The biggest lingering mystery involves Ashley (played by actress Corbin Reid), who cuts her foot while crossing the Tappy East Creek and, a few hours later, suffers... what, an allergic reaction? There's more to her cut than infection and blood, as evidenced when a limb begins to protrude from the wound.
"That references a couple things form the original mythology," Barrett says. The inciting incident in the creek is a nod to Eileen Treacle's watery death. Whatever reached out and grabbed the girl also sliced Ashley's foot. Barrett also references passages from Cult of the Blair Witch, which suggest that Elly Kedward could speak to the forest and command the trees.

Here's where I extrapolate from Barrett's teases based on gut feelings: Ashley is slowly turning into one of the Blair Witch stick figures. Lane reveals early on that there's more to the Elly Kedward story than we previously realized; she wasn't simply burned alive. The original Blair townfolk strapped her to a homemade vice, stretching her out into a shape resembling the "stick figures." At the end of the movie, we see a tree-like creature running amok in Rustin Parr's cabin. That's not the "Blair Witch," Barrett confirms, or Groot from Guardians of the Galaxy. It's Elly Kedward, now made of branches. We see hints that Ashley's suffering the same fate, including above, when she yanks bark out of her slashed calf. If she survived the movie (death didn't stand in Elly's way, after all) it's likely she'll complete her transformation and become one of the Black Hills' living plants.

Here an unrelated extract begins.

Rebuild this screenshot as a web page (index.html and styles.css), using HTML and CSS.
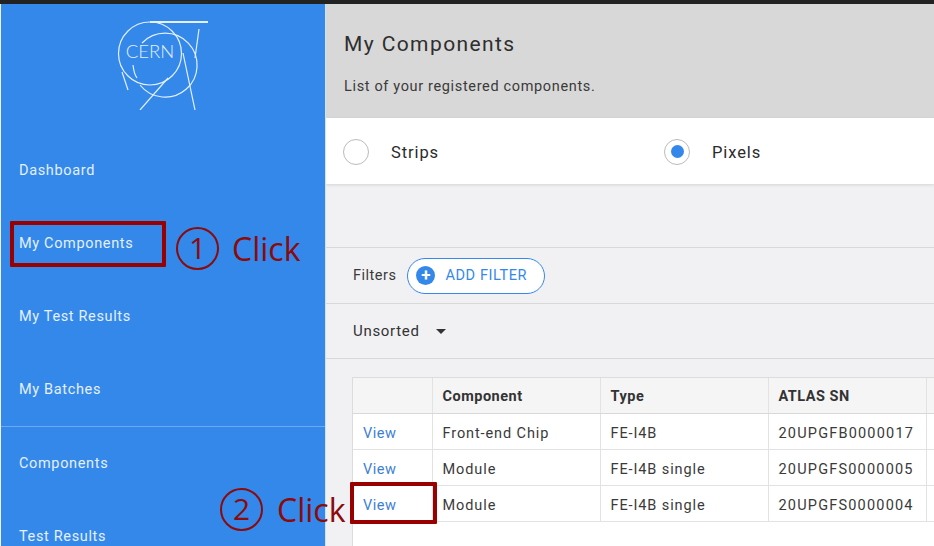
FILE: index.html
```html
<!DOCTYPE html>
<html lang="en">
<head>
    <meta charset="UTF-8">
    <meta name="viewport" content="width=device-width, initial-scale=1.0">
    <title>My Components</title>
    <link rel="stylesheet" href="styles.css">
</head>
<body>
    <div class="topbar"></div>
    <div class="app">
        <nav class="sidebar">
            <div class="logo">
                <svg width="100" height="100" viewBox="0 0 100 100" fill="none" stroke="#e4f0fd" stroke-width="1.2">
                    <circle cx="40" cy="43.500" r="31.500"/>
                    <path d="M32 33 A32 32 0 1 1 30 75"/>
                    <path d="M23 55 Q24 64 27 68"/>
                    <path d="M40 12 H98" stroke-width="1.800"/>
                    <path d="M89 19 L85 48"/>
                    <path d="M30 100 L58 68"/>
                    <path d="M73 43 L85 100"/>
                    <path d="M12 62 L18 80"/>
                    <text x="40" y="48" text-anchor="middle" class="logo-text">CERN</text>
                </svg>
            </div>
            <a class="nav-item first">Dashboard</a>
            <a class="nav-item">My Components</a>
            <a class="nav-item">My Test Results</a>
            <a class="nav-item">My Batches</a>
            <div class="nav-sep"></div>
            <a class="nav-item">Components</a>
            <a class="nav-item">Test Results</a>
        </nav>
        <main class="content">
            <header class="page-head">
                <h1>My Components</h1>
                <p>List of your registered components.</p>
            </header>
            <div class="radios">
                <label class="radio-item"><span class="radio"></span><span class="radio-label">Strips</span></label>
                <label class="radio-item"><span class="radio checked"></span><span class="radio-label">Pixels</span></label>
            </div>
            <div class="spacer"></div>
            <div class="filters">
                <span>Filters</span>
                <button class="add-filter"><span class="plus">+</span>ADD FILTER</button>
            </div>
            <div class="sort">Unsorted <span class="caret"></span></div>
            <div class="table-wrap">
                <table>
                    <thead>
                        <tr><th class="c1"></th><th class="c2">Component</th><th class="c3">Type</th><th class="c4">ATLAS SN</th><th></th></tr>
                    </thead>
                    <tbody>
                        <tr><td><a>View</a></td><td>Front-end Chip</td><td>FE-I4B</td><td class="sn">20UPGFB0000017</td><td></td></tr>
                        <tr><td><a>View</a></td><td>Module</td><td>FE-I4B single</td><td class="sn">20UPGFS0000005</td><td></td></tr>
                        <tr><td><a>View</a></td><td>Module</td><td>FE-I4B single</td><td class="sn">20UPGFS0000004</td><td></td></tr>
                    </tbody>
                </table>
            </div>
        </main>
    </div>

    <!-- annotations on top of the screenshot -->
    <div class="mark mark-nav"></div>
    <div class="note note-1"><span class="num">1</span><span class="click">Click</span></div>
    <div class="mark mark-view"></div>
    <div class="note note-2"><span class="num">2</span><span class="click">Click</span></div>
</body>
</html>
```

FILE: styles.css
```css
html, body {
    height: 100%;
}

body {
    margin: 0;
    font-family: Roboto, "Noto Sans", sans-serif;
    letter-spacing: 0.5px;
    background-color: #f1f1f4;
    color: #2b2b2b;
    overflow: hidden;
    display: flex;
    flex-direction: column;
}

.topbar {
    height: 4px;
    background: #222;
    flex: none;
}

.app {
    display: flex;
    flex: 1;
    min-height: 0;
}

.sidebar {
    width: 324px;
    margin-left: 1px;
    flex: none;
    background: #3388ea;
    border-right: 1px solid #cfe2f8;
    overflow: hidden;
    color: #e4f0fd;
}

.logo {
    height: 111px;
    padding-left: 109px;
    padding-top: 6px;
    box-sizing: border-box;
}

.logo svg {
    display: block;
}

.logo-text {
    font-family: Lato, sans-serif;
    font-weight: 300;
    font-size: 18.500px;
    letter-spacing: 0;
    fill: #e4f0fd;
    stroke: none;
}

.nav-item {
    display: block;
    height: 73.100px;
    line-height: 73.100px;
    padding-left: 18px;
    font-size: 14.500px;
    letter-spacing: 0.65px;
    white-space: nowrap;
}

.nav-item.first {
    margin-top: 19px;
}

.nav-sep {
    height: 1px;
    background: #6aaaf2;
}

.content {
    flex: 1;
    min-width: 0;
    display: flex;
    flex-direction: column;
    overflow: hidden;
}

.page-head {
    height: 114px;
    flex: none;
    background: #d8d8d8;
    padding: 26px 18px 0;
    box-sizing: border-box;
}

.page-head h1 {
    margin: 0;
    font-size: 21px;
    font-weight: 400;
    line-height: 28px;
    letter-spacing: 1.4px;
    color: #2e2e2e;
}

.page-head p {
    margin: 19px 0 0;
    font-size: 14.500px;
    letter-spacing: 0.65px;
    line-height: 20px;
    color: #3a3a3a;
}

.radios {
    height: 66px;
    flex: none;
    background: #fff;
    display: flex;
    align-items: center;
    padding: 1px 0 0 17px;
    box-sizing: border-box;
    box-shadow: 0 1px 3px rgba(0, 0, 0, 0.12);
    position: relative;
    font-size: 16.500px;
    letter-spacing: 0.9px;
}

.radio-item {
    display: flex;
    align-items: center;
    flex: none;
    width: 321px;
    gap: 22px;
}

.radio-label {
    padding-top: 2px;
}

.radio {
    width: 26px;
    height: 26px;
    border: 1px solid #bbb;
    border-radius: 50%;
    background: #fff;
    box-sizing: border-box;
    display: flex;
    align-items: center;
    justify-content: center;
}

.radio.checked::after {
    content: "";
    width: 13px;
    height: 13px;
    border-radius: 50%;
    background: #3388ea;
}

.spacer {
    height: 63px;
    flex: none;
}

.filters {
    height: 57px;
    flex: none;
    border-top: 1px solid #d8d8d8;
    border-bottom: 1px solid #d8d8d8;
    box-sizing: border-box;
    display: flex;
    align-items: center;
    padding-left: 27px;
    gap: 11px;
    font-size: 14.500px;
    color: #3a3a3a;
}

.add-filter {
    display: flex;
    align-items: center;
    flex: none;
    width: 138px;
    height: 36px;
    padding: 0 0 0 8px;
    background: #fff;
    border: 1px solid #3388ea;
    border-radius: 18px;
    color: #3388ea;
    font-family: inherit;
    font-size: 14.500px;
    letter-spacing: 0.6px;
    gap: 10px;
}

.plus {
    width: 19px;
    height: 19px;
    border-radius: 50%;
    background: #3388ea;
    color: #fff;
    font-size: 17px;
    font-weight: 700;
    line-height: 18px;
    text-align: center;
    letter-spacing: 0;
}

.sort {
    height: 55px;
    flex: none;
    border-bottom: 1px solid #d8d8d8;
    box-sizing: border-box;
    padding-left: 27px;
    display: flex;
    align-items: center;
    font-size: 15px;
    letter-spacing: 0.7px;
    color: #333;
    gap: 16px;
}

.caret {
    width: 0;
    height: 0;
    border-left: 5px solid transparent;
    border-right: 5px solid transparent;
    border-top: 5px solid #333;
}

.table-wrap {
    margin: 18px 0 0 26px;
    background: #fff;
    border-left: 1px solid #dcdcdc;
    border-top: 1px solid #dcdcdc;
    flex: 1;
    min-height: 0;
    overflow: hidden;
}

table {
    border-collapse: collapse;
    table-layout: fixed;
    width: 100%;
    font-size: 14.500px;
    letter-spacing: 0.9px;
}

th, td {
    height: 36px;
    padding: 4px 9px 0 10px;
    box-sizing: border-box;
    border-right: 1px solid #e2e2e2;
    border-bottom: 1px solid #e2e2e2;
    text-align: left;
    white-space: nowrap;
    overflow: hidden;
}

th:last-child, td:last-child {
    border-right: 0;
    padding: 0;
}

th {
    height: 35px;
    padding-top: 2px;
    background: #f5f5f6;
    font-weight: 700;
    letter-spacing: 0.5px;
    color: #333;
    border-bottom: 1px solid #d8d8d8;
}

td {
    color: #3a3a3a;
}

td a {
    color: #3d7fd6;
    letter-spacing: 0.5px;
}

td.sn {
    letter-spacing: 1.2px;
}

.c1 { width: 79px; }
.c2 { width: 168px; }
.c3 { width: 168px; }
.c4 { width: 158px; }

.mark {
    position: absolute;
    border: 4px solid #990000;
    box-sizing: border-box;
    border-radius: 1px;
}

.mark-nav {
    left: 10px;
    top: 221px;
    width: 156px;
    height: 46px;
}

.mark-view {
    left: 350px;
    top: 482px;
    width: 87px;
    height: 42px;
}

.note {
    position: absolute;
    display: flex;
    align-items: center;
    color: #8b0a0a;
    font-family: "Open Sans", sans-serif;
    letter-spacing: 0;
}

.note-1 {
    left: 176px;
    top: 227px;
    gap: 13px;
}

.note-2 {
    left: 220px;
    top: 488px;
    gap: 14px;
}

.num {
    width: 43px;
    height: 43px;
    border: 2px solid #8b0a0a;
    border-radius: 50%;
    box-sizing: border-box;
    font-size: 30px;
    line-height: 38px;
    text-align: center;
}

.click {
    font-size: 32px;
    line-height: 43px;
}
```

And the rest of the gang? Jeremy and Lisa, the two campers who make it to Rustin Parr's cabin, encounter the disembodied voices of their loved ones, and a blinding light that beams through the cracked wood just as the camera cuts to black. Here's the real cockamamie theory: Blair Witch and the surrounding mythology is one big alien story. The lost time, the arena-like quality to the Black Hills, the spindly creatures, and the rumbling, roaring final set piece, resemble a different kind of American folklore: alien-abduction narratives. UFO sightings have been occurring stateside since 1639. Was "Blair, MD" the victim of alien tenure?
Barrett wasn't going to touch my extraterrestrial theory with a 10ft tree branch, but he did remind me that, in the 1999 movie, Heather, Michael, and Josh do wake up one morning to find blue slime on Josh's bag. Intriguing. What he did say, and what's clear from his movie, is a love for homegrown legends and the potential density of made-up mythology.
"I love going back to the early periods of America and how horrifying life was back then. That era of Puritanism and genocide of the Native American population is such a fascinatingly horrific time. There's a lot to play with there." Pile that lore into a few acres of woods and you get Blair Witch, a reinvented horror franchise that gives 21st-century folk panic attacks (or was that just me?). "I grew up in the middle of Missouri, gotten a little disoriented before, there's a terror of, 'Wait, where's the trail? I could die so easily.' Especially now, we're so reliant on technology that a fear of nature is even more subconsciously horrifying."